Source material -
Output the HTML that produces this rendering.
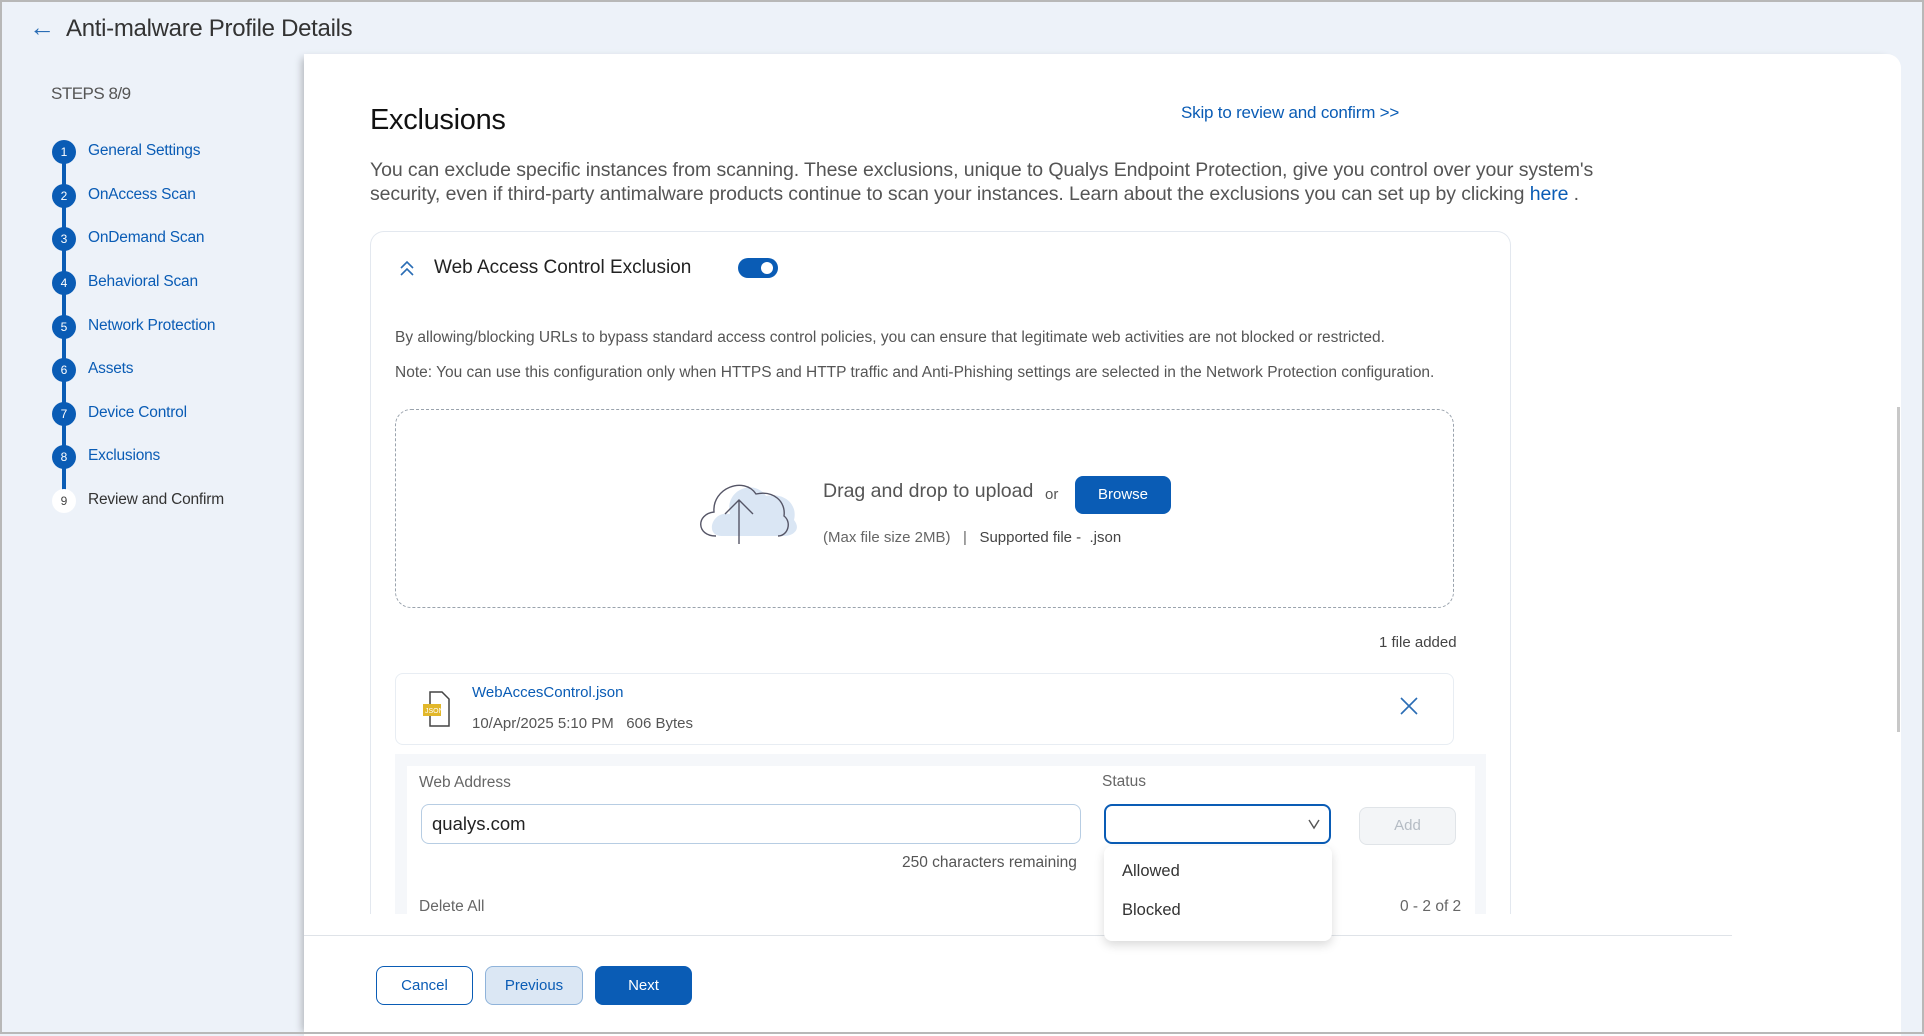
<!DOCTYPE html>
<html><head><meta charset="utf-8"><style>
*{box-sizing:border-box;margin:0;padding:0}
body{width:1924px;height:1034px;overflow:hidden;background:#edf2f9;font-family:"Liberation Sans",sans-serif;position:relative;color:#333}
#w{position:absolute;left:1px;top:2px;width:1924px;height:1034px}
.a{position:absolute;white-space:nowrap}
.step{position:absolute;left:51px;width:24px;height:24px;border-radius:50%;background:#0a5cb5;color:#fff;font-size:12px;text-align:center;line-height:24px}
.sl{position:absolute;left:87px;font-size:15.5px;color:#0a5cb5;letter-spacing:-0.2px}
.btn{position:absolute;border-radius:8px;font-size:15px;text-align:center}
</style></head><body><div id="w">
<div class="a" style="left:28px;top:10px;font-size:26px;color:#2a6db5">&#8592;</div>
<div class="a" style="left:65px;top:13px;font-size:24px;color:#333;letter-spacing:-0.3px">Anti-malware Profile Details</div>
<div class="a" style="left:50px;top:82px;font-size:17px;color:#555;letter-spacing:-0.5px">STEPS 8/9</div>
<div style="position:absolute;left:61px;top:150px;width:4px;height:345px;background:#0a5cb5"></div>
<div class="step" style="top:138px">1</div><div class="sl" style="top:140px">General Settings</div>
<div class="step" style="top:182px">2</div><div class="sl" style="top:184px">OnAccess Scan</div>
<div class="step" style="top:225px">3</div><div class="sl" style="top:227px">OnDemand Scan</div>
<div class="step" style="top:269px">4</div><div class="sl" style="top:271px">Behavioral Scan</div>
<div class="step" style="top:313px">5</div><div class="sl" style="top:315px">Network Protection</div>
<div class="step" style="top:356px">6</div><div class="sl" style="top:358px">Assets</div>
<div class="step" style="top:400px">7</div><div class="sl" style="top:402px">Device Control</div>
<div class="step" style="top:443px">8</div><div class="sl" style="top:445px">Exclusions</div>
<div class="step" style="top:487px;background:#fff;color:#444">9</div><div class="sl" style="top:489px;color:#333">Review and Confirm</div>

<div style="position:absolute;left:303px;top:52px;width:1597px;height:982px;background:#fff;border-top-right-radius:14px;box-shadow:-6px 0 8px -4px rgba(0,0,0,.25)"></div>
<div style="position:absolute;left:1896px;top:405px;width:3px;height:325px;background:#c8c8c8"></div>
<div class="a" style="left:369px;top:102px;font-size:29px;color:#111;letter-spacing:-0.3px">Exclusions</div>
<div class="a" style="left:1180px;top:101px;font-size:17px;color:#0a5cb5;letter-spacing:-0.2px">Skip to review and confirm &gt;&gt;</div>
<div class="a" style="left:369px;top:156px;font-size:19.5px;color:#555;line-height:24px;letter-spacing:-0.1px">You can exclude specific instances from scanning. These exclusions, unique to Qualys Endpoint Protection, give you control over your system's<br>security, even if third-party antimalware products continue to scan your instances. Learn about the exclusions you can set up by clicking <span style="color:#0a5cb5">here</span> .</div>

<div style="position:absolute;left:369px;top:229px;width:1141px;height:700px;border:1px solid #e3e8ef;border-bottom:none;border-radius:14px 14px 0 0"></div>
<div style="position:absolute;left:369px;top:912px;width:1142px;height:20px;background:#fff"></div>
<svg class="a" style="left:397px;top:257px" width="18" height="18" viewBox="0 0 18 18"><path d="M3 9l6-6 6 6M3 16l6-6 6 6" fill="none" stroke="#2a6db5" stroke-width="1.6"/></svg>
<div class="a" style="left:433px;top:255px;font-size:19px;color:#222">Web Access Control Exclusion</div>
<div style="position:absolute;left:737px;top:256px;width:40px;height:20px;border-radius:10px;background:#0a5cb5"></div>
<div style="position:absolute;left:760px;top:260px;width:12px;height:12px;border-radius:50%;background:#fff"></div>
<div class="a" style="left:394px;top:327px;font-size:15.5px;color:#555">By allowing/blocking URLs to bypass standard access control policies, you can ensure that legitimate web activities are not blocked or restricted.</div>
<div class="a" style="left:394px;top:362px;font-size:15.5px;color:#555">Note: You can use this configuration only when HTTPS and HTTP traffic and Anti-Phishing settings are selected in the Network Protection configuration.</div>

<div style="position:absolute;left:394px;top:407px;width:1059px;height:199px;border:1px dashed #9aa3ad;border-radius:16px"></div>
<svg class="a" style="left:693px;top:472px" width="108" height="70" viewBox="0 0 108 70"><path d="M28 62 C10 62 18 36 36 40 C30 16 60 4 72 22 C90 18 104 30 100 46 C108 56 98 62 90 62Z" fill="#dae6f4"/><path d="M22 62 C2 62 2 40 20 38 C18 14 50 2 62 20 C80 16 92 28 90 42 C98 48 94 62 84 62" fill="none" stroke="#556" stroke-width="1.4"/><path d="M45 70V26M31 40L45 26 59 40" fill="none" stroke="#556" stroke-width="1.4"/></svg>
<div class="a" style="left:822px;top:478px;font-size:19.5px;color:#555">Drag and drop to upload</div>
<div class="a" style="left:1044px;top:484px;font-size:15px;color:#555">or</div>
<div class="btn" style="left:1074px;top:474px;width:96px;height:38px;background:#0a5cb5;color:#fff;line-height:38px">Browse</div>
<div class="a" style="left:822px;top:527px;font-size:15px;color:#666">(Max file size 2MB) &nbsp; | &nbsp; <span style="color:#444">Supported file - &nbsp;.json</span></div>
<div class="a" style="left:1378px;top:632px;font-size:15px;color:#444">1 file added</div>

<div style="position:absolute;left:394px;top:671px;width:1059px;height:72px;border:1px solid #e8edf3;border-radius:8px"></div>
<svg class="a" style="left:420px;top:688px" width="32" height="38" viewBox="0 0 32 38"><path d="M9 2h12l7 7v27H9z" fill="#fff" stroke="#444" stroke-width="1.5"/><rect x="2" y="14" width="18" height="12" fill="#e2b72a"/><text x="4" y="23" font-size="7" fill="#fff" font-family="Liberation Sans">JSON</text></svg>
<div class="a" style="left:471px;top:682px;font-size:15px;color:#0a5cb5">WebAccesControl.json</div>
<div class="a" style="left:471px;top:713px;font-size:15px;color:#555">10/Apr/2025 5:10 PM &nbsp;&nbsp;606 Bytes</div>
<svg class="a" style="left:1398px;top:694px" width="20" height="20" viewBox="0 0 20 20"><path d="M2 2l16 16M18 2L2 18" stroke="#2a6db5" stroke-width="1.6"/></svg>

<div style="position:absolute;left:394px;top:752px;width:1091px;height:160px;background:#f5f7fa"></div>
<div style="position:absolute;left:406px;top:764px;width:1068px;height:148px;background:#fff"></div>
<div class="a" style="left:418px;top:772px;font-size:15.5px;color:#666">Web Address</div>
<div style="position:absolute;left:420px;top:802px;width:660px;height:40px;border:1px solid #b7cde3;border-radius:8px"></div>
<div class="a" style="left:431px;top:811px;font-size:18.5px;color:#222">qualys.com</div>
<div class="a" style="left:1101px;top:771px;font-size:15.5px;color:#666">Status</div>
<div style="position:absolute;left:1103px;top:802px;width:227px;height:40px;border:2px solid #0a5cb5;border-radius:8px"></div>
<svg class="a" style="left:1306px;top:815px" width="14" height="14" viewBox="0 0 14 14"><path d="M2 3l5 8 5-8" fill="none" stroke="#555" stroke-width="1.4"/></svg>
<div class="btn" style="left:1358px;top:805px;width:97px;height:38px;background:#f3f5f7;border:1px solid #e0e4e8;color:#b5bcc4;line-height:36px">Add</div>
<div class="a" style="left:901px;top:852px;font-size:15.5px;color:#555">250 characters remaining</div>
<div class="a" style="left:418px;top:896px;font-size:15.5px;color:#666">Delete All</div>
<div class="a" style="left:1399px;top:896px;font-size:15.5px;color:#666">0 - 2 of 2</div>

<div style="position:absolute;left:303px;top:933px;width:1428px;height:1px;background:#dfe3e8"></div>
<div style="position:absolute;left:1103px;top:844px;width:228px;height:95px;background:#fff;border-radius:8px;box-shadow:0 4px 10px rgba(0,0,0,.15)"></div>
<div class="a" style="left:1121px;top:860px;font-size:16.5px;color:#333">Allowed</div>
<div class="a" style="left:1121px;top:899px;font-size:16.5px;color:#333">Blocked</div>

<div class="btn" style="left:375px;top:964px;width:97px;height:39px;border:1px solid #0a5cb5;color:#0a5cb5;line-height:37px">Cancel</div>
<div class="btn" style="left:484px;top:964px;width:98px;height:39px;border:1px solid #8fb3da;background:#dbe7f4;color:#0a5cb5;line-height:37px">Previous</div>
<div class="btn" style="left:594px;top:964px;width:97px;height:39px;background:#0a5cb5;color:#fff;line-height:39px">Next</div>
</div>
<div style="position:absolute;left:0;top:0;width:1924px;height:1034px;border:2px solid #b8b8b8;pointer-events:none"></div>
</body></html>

Exercise details - Review the preceding data and report every line that includes the string "this".

Exercise solution -
Output the HTML that produces this rendering.
<div class="a" style="left:394px;top:362px;font-size:15.5px;color:#555">Note: You can use this configuration only when HTTPS and HTTP traffic and Anti-Phishing settings are selected in the Network Protection configuration.</div>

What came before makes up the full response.